Letters to Nature
Nature 420, 316-320 (21 November 2002) | doi:10.1038/nature01183; Received 4 April 2002; Accepted 16 September 2002
Sequence and analysis of rice chromosome 4
Qi Feng1,2, Yujun Zhang1,2, Pei Hao1,2, Shengyue Wang2,3, Gang Fu3, Yucheng Huang1, Ying Li1, Jingjie Zhu1, Yilei Liu1, Xin Hu1, Peixin Jia1, Yu Zhang1, Qiang Zhao1, Kai Ying1, Shuliang Yu1, Yesheng Tang1, Qijun Weng1, Lei Zhang1, Ying Lu1, Jie Mu1, Yiqi Lu1, Lei S. Zhang1, Zhen Yu1, Danlin Fan1, Xiaohui Liu1, Tingting Lu1, Can Li1, Yongrui Wu1, Tongguo Sun1, Haiyan Lei1, Tao Li1, Hao Hu1, Jianping Guan1, Mei Wu1, Runquan Zhang1, Bo Zhou1, Zehua Chen1, Ling Chen1, Zhaoqing Jin1, Rong Wang1, Haifeng Yin3, Zhen Cai3, Shuangxi Ren3, Gang Lv3, Wenyi Gu3, Genfeng Zhu3, Yuefeng Tu3, Jia Jia3, Yi Zhang3, Jie Chen3, Hui Kang3, Xiaoyun Chen3, Chunyan Shao3, Yun Sun3, Qiuping Hu3, Xianglin Zhang3, Wei Zhang3, Lijun Wang3, Chunwei Ding3, Haihui Sheng3, Jingli Gu3, Shuting Chen3, Lin Ni3, Fenghua Zhu3, Wei Chen4, Lefu Lan4, Ying Lai4, Zhukuan Cheng5,6, Minghong Gu5, Jiming Jiang6, Jiayang Li4, Guofan Hong1, Yongbiao Xue4 & Bin Han1
- National Center for Gene Research, Shanghai Institutes for Biological Sciences, Chinese Academy of Sciences, 500 Caobao Road, Shanghai 200233, China
- Chinese National Human Genome Center at Shanghai, 351 Guo Shoujing Road, Shanghai 201203, China
- Institute of Genetics and Developmental Biology, Chinese Academy of Sciences, Datun Road, Andingmenwai, Beijing 100101, China
- Yangzhou University, 27 Wenhua Road, Yangzhou, Jiangsu 225009, China
- Department of Horticulture, University of Wisconsin, Madison, Wisconsin 53706, USA
- These authors contributed equally to this work
Correspondence to: Bin Han1 Correspondence and requests for materials should be addressed to B.H. (e-mail: Email: bhan@ncgr.ac.cn).
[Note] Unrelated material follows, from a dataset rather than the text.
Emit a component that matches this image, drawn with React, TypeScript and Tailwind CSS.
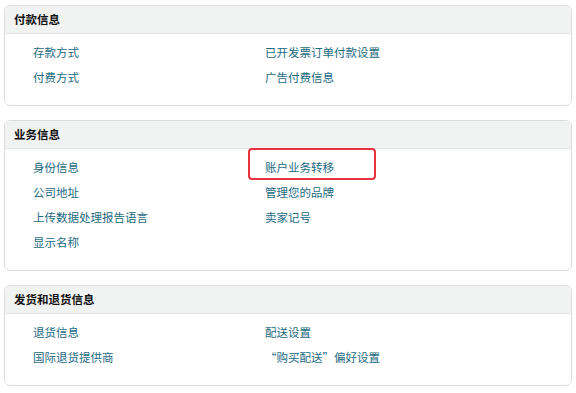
import React from "react";

type Item = { label: string; highlight?: boolean };

function Section({ title, left, right }: { title: string; left: Item[]; right: Item[] }) {
  const rows = Math.max(left.length, right.length);
  const cells: React.ReactNode[] = [];
  for (let i = 0; i < rows; i++) {
    const l = left[i];
    const r = right[i];
    cells.push(
      <div key={"l" + i} className="relative h-[25px] leading-[25px]">
        {l && <a className="text-[#1d6a7f]">{l.label}</a>}
      </div>
    );
    cells.push(
      <div key={"r" + i} className="relative h-[25px] leading-[25px]">
        {r && <a className="text-[#1d6a7f]">{r.label}</a>}
        {r && r.highlight && (
          <div className="absolute left-[-17px] top-[-7px] w-[128px] h-[32px] rounded-[4px] border-2 border-[#e8343f]" />
        )}
      </div>
    );
  }
  return (
    <div className="mx-[4px] rounded-[6px] border border-[#dcdcdc] bg-white overflow-visible">
      <div className="h-[28px] flex items-center px-[9px] bg-[#f1f2f2] border-b border-[#e2e3e3] rounded-t-[6px]">
        <span className="text-[11.5px] font-bold text-[#111111]">{title}</span>
      </div>
      <div className="grid grid-cols-[232px_1fr] pl-[28px] pt-[6px] pb-[15px] text-[11.5px]">
        {cells}
      </div>
    </div>
  );
}

export default function App() {
  return (
    <div
      className="w-[576px] h-[393px] bg-white pt-[5px] flex flex-col gap-[14px]"
      style={{ fontFamily: '"Noto Sans CJK SC", "Noto Sans", sans-serif' }}
    >
      <Section
        title="付款信息"
        left={[{ label: "存款方式" }, { label: "付费方式" }]}
        right={[{ label: "已开发票订单付款设置" }, { label: "广告付费信息" }]}
      />
      <Section
        title="业务信息"
        left={[
          { label: "身份信息" },
          { label: "公司地址" },
          { label: "上传数据处理报告语言" },
          { label: "显示名称" },
        ]}
        right={[
          { label: "账户业务转移", highlight: true },
          { label: "管理您的品牌" },
          { label: "卖家记号" },
        ]}
      />
      <Section
        title="发货和退货信息"
        left={[{ label: "退货信息" }, { label: "国际退货提供商" }]}
        right={[{ label: "配送设置" }, { label: "“购买配送”偏好设置" }]}
      />
    </div>
  );
}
Rice is the principal food for over half of the population of the world. With its genome size of 430 megabase pairs (Mb), the cultivated rice species Oryza sativa is a model plant for genome research1. Here we report the sequence analysis of chromosome 4 of O. sativa, one of the first two rice chromosomes to be sequenced completely2. The finished sequence spans 34.6 Mb and represents 97.3% of the chromosome. In addition, we report the longest known sequence for a plant centromere, a completely sequenced contig of 1.16 Mb corresponding to the centromeric region of chromosome 4. We predict 4,658 protein coding genes and 70 transfer RNA genes. A total of 1,681 predicted genes match available unique rice expressed sequence tags. Transposable elements have a pronounced bias towards the euchromatic regions, indicating a close correlation of their distributions to genes along the chromosome. Comparative genome analysis between cultivated rice subspecies shows that there is an overall syntenic relationship between the chromosomes and divergence at the level of single-nucleotide polymorphisms and insertions and deletions. By contrast, there is little conservation in gene order between rice and Arabidopsis.